Além disso, afirmam, de forma
reducionista, que uma floresta se define pelos serviços ambientais que
ela proporciona, como captação de CO2, minimização de processos erosivos
e interceptação das chuvas, além dos produtos que pode fornecer, como a
madeira, por exemplo. Contudo, este pensamento relaciona a condição de
existência de uma floresta a uma simples questão de funcionalidade.
Os serviços ambientais
proporcionados por uma floresta estão relacionados à sua existência e
não a existência da floresta aos serviços ambientais que ela presta!
Ao contrário dos cultivos agrícolas
de eucaliptos, pode-se citar um exemplo real de floresta plantada, que é
a Floresta da Tijuca no Rio de Janeiro-RJ. Mesmo contando com espécies
exóticas em seu conjunto, embora não sejam predominantes, e tenha sido
alvo de um grande projeto de reflorestamento no século XIX, esta
floresta apresenta as características anteriormente citadas. Após os
replantios, a flora da Floresta da Tijuca continuou a realizar os
processos ecológicos naturais, como a reprodução, independentemente da
intervenção humana direta.
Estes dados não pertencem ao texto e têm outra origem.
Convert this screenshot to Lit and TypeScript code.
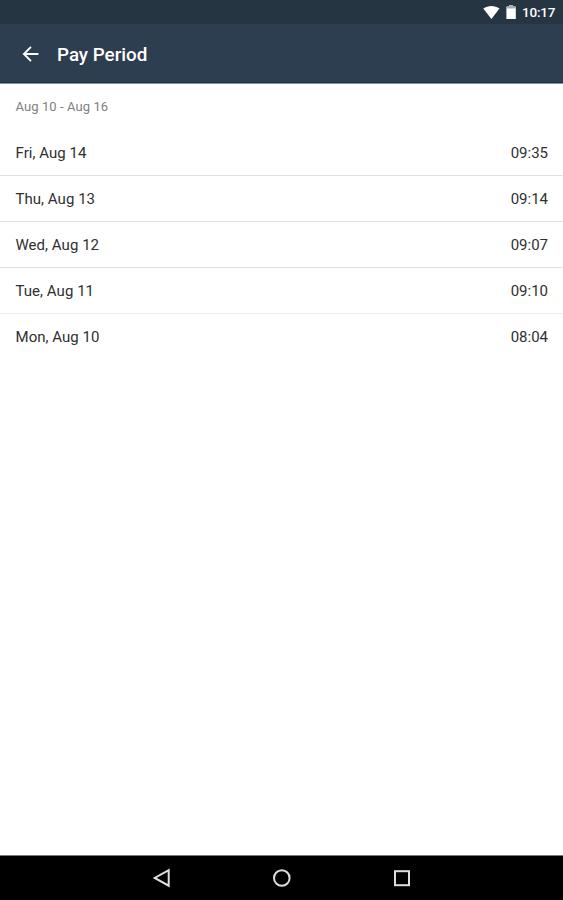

A gestão da floresta na forma de Unidade de
Conservação é diferente da manutenção de característica agrícola. (…)
Quando o eucalipto é plantado com objetivo comercial, geralmente em
grande escala e de forma intensiva, para fornecer matéria-prima para as
indústrias de papel e celulose, construção civil ou siderurgia, trata-se
de silvicultura.
Resta evidenciado que a falácia
fomentada pela indústria de papel e celulose de que seus monocultivos
comerciais são “florestas plantadas” não possui fundamento algum nos
contextos científico e, principalmente, ecológico, cingidos à questão,
não passando de mais uma propaganda enganosa, fruto do conhecido greenwashing
tão comum no meio industrial, em específico, na seara capitalista do
agronegócio, que semeia lucros estratosféricos às custas do exaurimento,
impune, dos mais variados ecossistemas.